6.  A court of this state may exercise personal jurisdiction over any nonresident or his or her executor or administrator as to an action or proceeding authorized by this section in the manner otherwise provided by law.

7.  The remedies, duties, prohibitions, and penalties of sections 407.1095 to 407.1107 are not exclusive and are in addition to all other causes of action, remedies, and penalties provided by law.

8.  No provider of telephone caller identification service shall be held liable for violations of section 407.1098 or 407.1107 committed by other persons or entities.

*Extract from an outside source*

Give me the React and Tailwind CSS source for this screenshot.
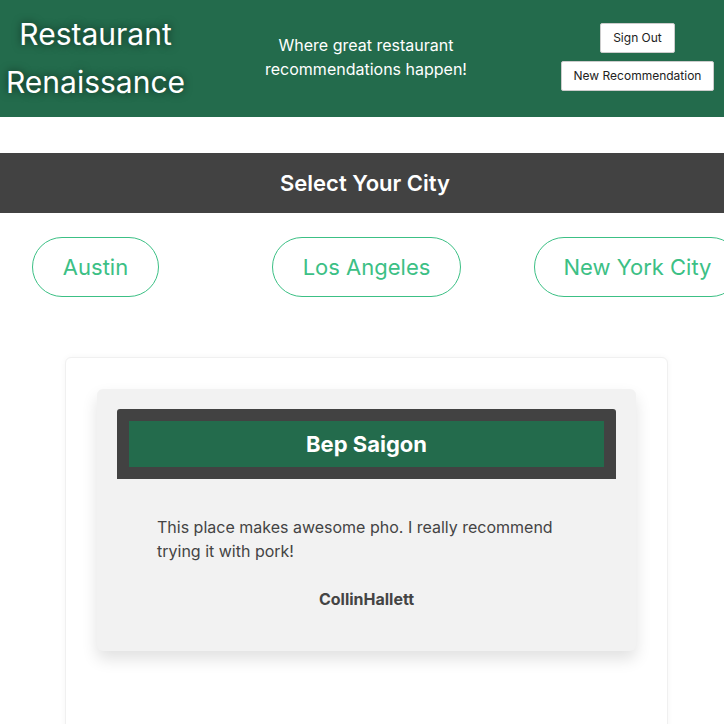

407.1113.  The attorney general shall establish an advisory group composed of government entities, local telecommunications companies, businesses, and senior citizen and other community advocates to compile and promote a list of educational literature to help consumers understand their options with regard to telephone solicitations.  The attorney general shall work with local exchange telecommunications companies to disseminate to their residential subscribers information about the availability of and instructions about how to request educational literature from the attorney general.  The attorney general may enter into agreements with those companies for the purpose of dissemination of the educational literature.  The attorney general may also establish an Internet website that informs residential subscribers of their rights to be placed on a no call list and the various methods, including notice to the attorney general, of placing their names on this no call list.  The attorney general shall have this literature developed for dissemination to the public no later than January 1, 2001.

Section 1.  When any entity is paid for soliciting contributions via telephone calls, and the pay is based on contributions received as a result of the phone call, the entity making the calls must disclose immediately to all called parties the net percentage of contributions that go to the organization for which the contribution is solicited.